The Beggar's Benison Club was a so-called gentleman's private all-male club founded in Anstruther, Fife, on the other side of the Firth of Forth, in the 1730's. A branch of the society was later founded in Edinburgh, in the 1770's. 


The medal has a picture of Adam and Eve on the obverse, with the inscription the biblical quotation "Be fruitful and multiply", and on the reverse, we see depicted Venus and Adonis, with the inscription "Lose No Opportunity". Oh dear, what a naughty, licentious age it was in the 17th century - my god!



The Beggar's Benison Club was a very hedonistic club with all sorts of erotic rituals, and was a product of the so-called Edinburgh Enlightenment, or "Endarkenment", as the medal's owner suggested. 

My god! It's strange how "permissive" the 18th century was, when you compare it to the strict morals of the Victorians in the 19th century. What a crazy country we live in !!!!!

The current owner of the medal bought it about 30 years ago for £350 on the assumption that it was pure Scottish gold, but in actual fact it's only silver gilt (gold on top of silver). It's now worth about £600 to £700, though, so not too bad.

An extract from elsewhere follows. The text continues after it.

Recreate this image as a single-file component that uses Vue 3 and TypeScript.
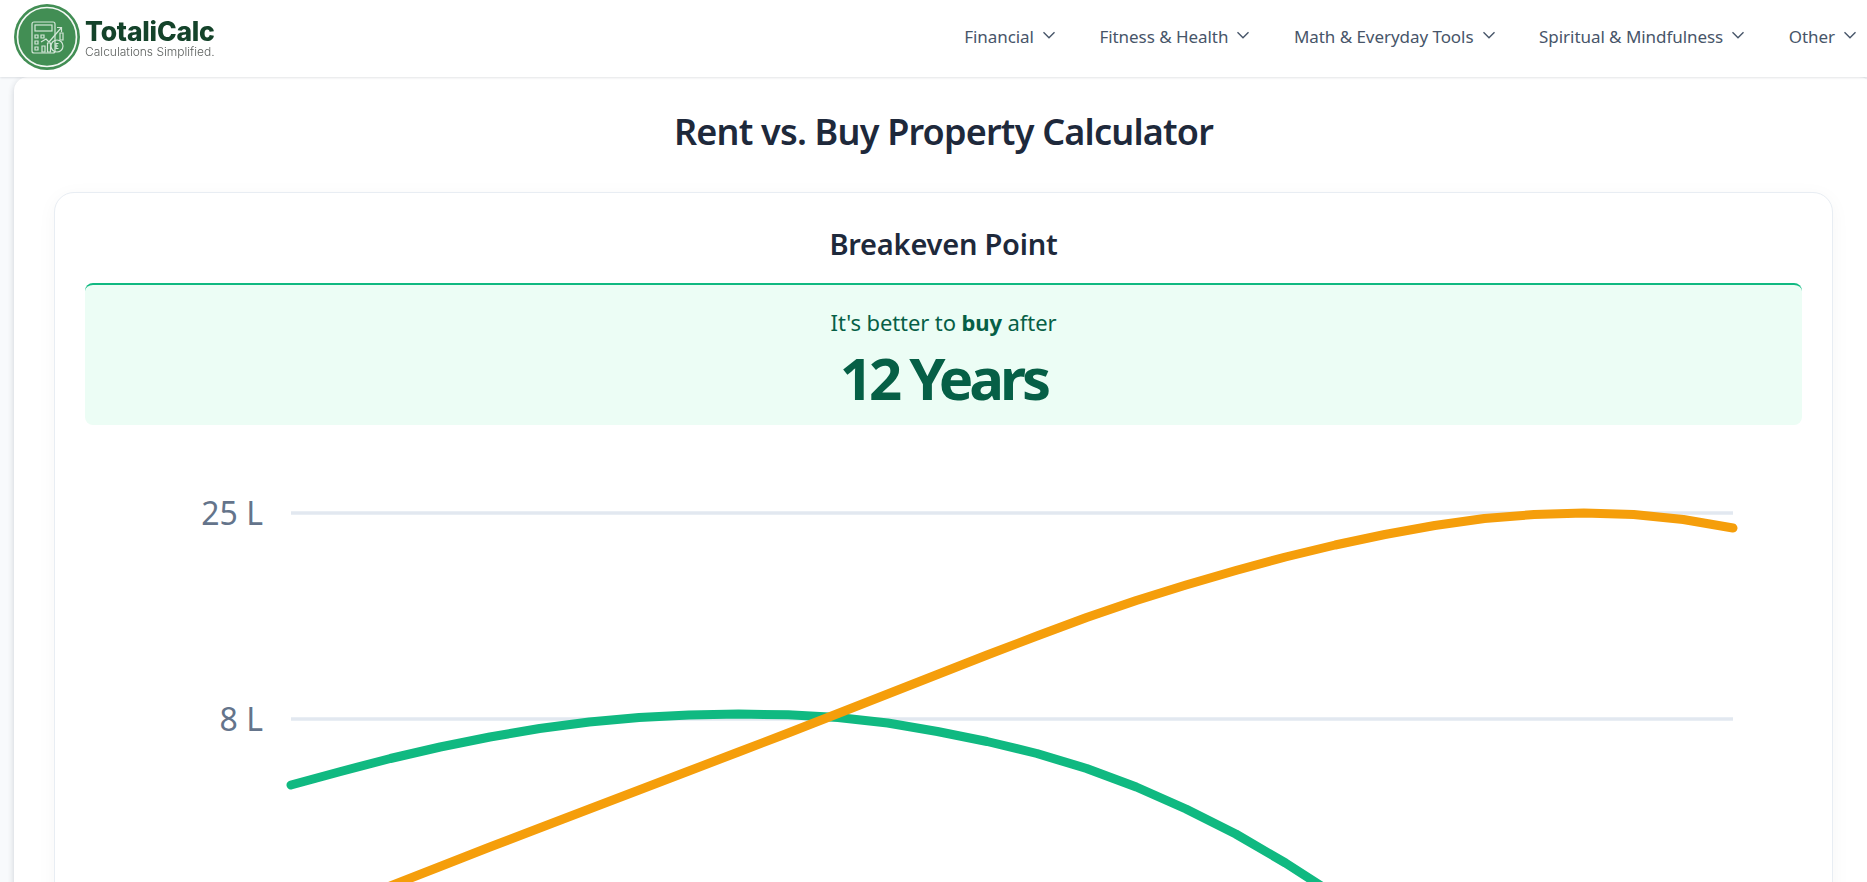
<script setup lang="ts">
const navItems: string[] = ['Financial', 'Fitness & Health', 'Math & Everyday Tools', 'Spiritual & Mindfulness', 'Other']

const xAt = (i: number): number => 291 + i * (1442 / 29)
const toPoints = (ys: number[]): string => ys.map((y, i) => `${xAt(i).toFixed(1)},${y}`).join(' ')

const green = toPoints([785, 771.5, 758.5, 747, 737, 728.5, 722, 717.5, 715, 714, 714.8, 717.5, 723, 731.5, 741.5, 753.5, 768.5, 787, 809, 834, 863, 895, 930, 968, 1010])
const orange = toPoints([925, 905.5, 886, 866.5, 847, 828, 809, 790, 771, 752, 733, 713.5, 694, 674.5, 655, 636, 617.5, 600.5, 585, 570.5, 557, 545, 534.5, 525.5, 518.5, 514.5, 513, 514.5, 519.5, 528])
const ticks = [
  { y: 513, label: '25 L' },
  { y: 719, label: '8 L' },
]
</script>

<template>
  <div class="page">
    <header class="topbar">
      <div class="brand">
        <svg class="logo" viewBox="0 0 66 66" aria-hidden="true">
          <circle cx="33" cy="33" r="33" fill="#428e54" />
          <circle cx="33" cy="33" r="29.5" fill="none" stroke="#f2f8f3" stroke-width="1.7" />
          <g fill="none" stroke="#d3e6d8" stroke-width="1.2">
            <rect x="18" y="18" width="23" height="31" rx="2" />
            <rect x="21" y="21" width="17" height="6" />
            <path d="M21 31h3v3h-3zM27 31h3v3h-3zM21 37h3v3h-3zM21 43h3v3h-3z" />
            <path d="M27 38l5-3 3 3 12-14M43 23.500h4.500v4.500" />
            <path d="M28 48v-6h3v6zM33.500 48v-9h3v9zM46 36v-7h3v7z" />
            <circle cx="43" cy="42" r="6" />
            <path d="M44.500 39.500h-2.500v5h2.500M41 42h3" />
          </g>
        </svg>
        <div class="brand-text">
          <span class="brand-name">TotaliCalc</span>
          <span class="brand-tag">Calculations Simplified.</span>
        </div>
      </div>
      <nav class="nav">
        <a v-for="item in navItems" :key="item" class="nav-item">
          <span>{{ item }}</span>
          <svg class="chev" viewBox="0 0 24 24" aria-hidden="true"><path d="m6 9 6 6 6-6" /></svg>
        </a>
      </nav>
    </header>

    <main class="sheet">
      <h1 class="title">Rent vs. Buy Property Calculator</h1>
      <section class="card">
        <h2 class="card-title">Breakeven Point</h2>
        <div class="result">
          <p class="result-lead">It's better to <strong>buy</strong> after</p>
          <p class="result-value">12 Years</p>
        </div>
        <svg class="chart" viewBox="85 449 1717 600" role="img" aria-label="Rent versus buy cost chart">
          <g v-for="t in ticks" :key="t.label">
            <line x1="291" x2="1733" :y1="t.y" :y2="t.y" class="grid" />
            <text x="263" :y="t.y + 12" text-anchor="end" class="tick">{{ t.label }}</text>
          </g>
          <polyline :points="green" class="series series-green" />
          <polyline :points="orange" class="series series-orange" />
        </svg>
      </section>
    </main>
  </div>
</template>

<style>
html, body { margin: 0; height: 882px; overflow: hidden; background: #f8fafc; }
</style>

<style scoped>
.page {
  height: 882px;
  overflow: hidden;
  font-family: "Noto Sans", "Open Sans", sans-serif;
  color: #1e293b;
}
.topbar {
  position: relative;
  z-index: 2;
  height: 77px;
  box-sizing: border-box;
  display: flex;
  align-items: center;
  justify-content: space-between;
  padding: 0 6px 4px 14px;
  background: #fff;
  box-shadow: 0 1px 2px rgba(30, 41, 59, 0.12);
}
.brand { display: flex; align-items: center; gap: 5px; filter: blur(0.35px); }
.logo { width: 66px; height: 66px; display: block; }
.brand-text { display: flex; flex-direction: column; padding-top: 2px; }
.brand-name {
  font-family: Inter, sans-serif;
  font-weight: 800;
  font-size: 26.500px;
  line-height: 28px;
  letter-spacing: -0.2px;
  color: #14432a;
}
.brand-tag {
  font-family: Inter, sans-serif;
  font-size: 12px;
  line-height: 13px;
  font-weight: 300;
  color: #5b5f5d;
}
.nav { display: flex; gap: 39.500px; }
.nav-item {
  display: flex;
  align-items: center;
  gap: 4px;
  font-size: 17px;
  color: #475569;
  letter-spacing: -0.05px;
}
.chev { width: 22px; height: 22px; margin-top: -3px; fill: none; stroke: #475569; stroke-width: 1.500; }
.sheet {
  margin: 0 0 0 14px;
  width: 1859px;
  box-sizing: border-box;
  height: 900px;
  padding: 0 40px;
  background: #fff;
  border-radius: 14px 14px 0 0;
  box-shadow: 0 2px 6px rgba(30, 41, 59, 0.2);
}
.title {
  margin: 0;
  padding: 33px 0 38px;
  text-align: center;
  font-size: 36px;
  line-height: 44px;
  font-weight: 600;
  letter-spacing: -0.8px;
}
.card {
  padding: 26px 30px 30px;
  background: #fff;
  border: 1px solid #e8edf3;
  border-radius: 20px;
  box-shadow: 0 4px 20px rgba(30, 41, 59, 0.04);
}
.card-title {
  margin: 0 0 14px;
  text-align: center;
  font-size: 29px;
  line-height: 50px;
  font-weight: 600;
  letter-spacing: -0.23px;
}
.result {
  height: 142px;
  box-sizing: border-box;
  padding-top: 21px;
  text-align: center;
  background: #ecfdf5;
  border-top: 2px solid #10b981;
  border-radius: 8px;
  color: #065f46;
}
.result-lead { margin: 0; font-size: 22px; line-height: 32px; letter-spacing: -0.1px; }
.result-lead strong { font-weight: 700; }
.result-value {
  margin: 0;
  font-size: 58px;
  line-height: 80px;
  font-weight: 700;
  letter-spacing: -4px;
}
.chart { display: block; width: 1717px; height: 600px; margin-top: 24px; }
.grid { stroke: #e2e8f0; stroke-width: 3.500; }
.tick { font-size: 32px; fill: #64748b; font-weight: 400; }
.series { fill: none; stroke-width: 9; stroke-linecap: round; stroke-linejoin: round; }
.series-green { stroke: #10b981; }
.series-orange { stroke: #f59e0b; }
</style>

To Lois and me, as students of the Danish language, it's interesting to hear about the legendary origins of the club. It was inspired by an incident when King James V of Scotland got across a river only with the help of a "buxom gaberlunzie lass", who "tucked up her petticoats" and lifted the King onto her "hurdies" (buttocks) and carried him across to the opposite bank. 'Gaberlunzie' is a Scottish word for a licensed beggar.

plaque outside the Dreel Tavern, Anstruther

The woman blessed the King afterwards with the words, "May your purse ne'er be 'toom' (=empty), and your horn 'aye' (= always) in bloom" - the second bit probably means something rude, but we need more information to be able to say that for sure. Oh dear!

However, Lois and I can see that "toom" must obviously be yet another word that the Scots got from the Norsemen. "Tom" is the Danish word for empty, still today.

Fascinating stuff !!!!!  [If you say so! - Ed]

22:00 We go to bed - zzzzzzzzzz!!!!!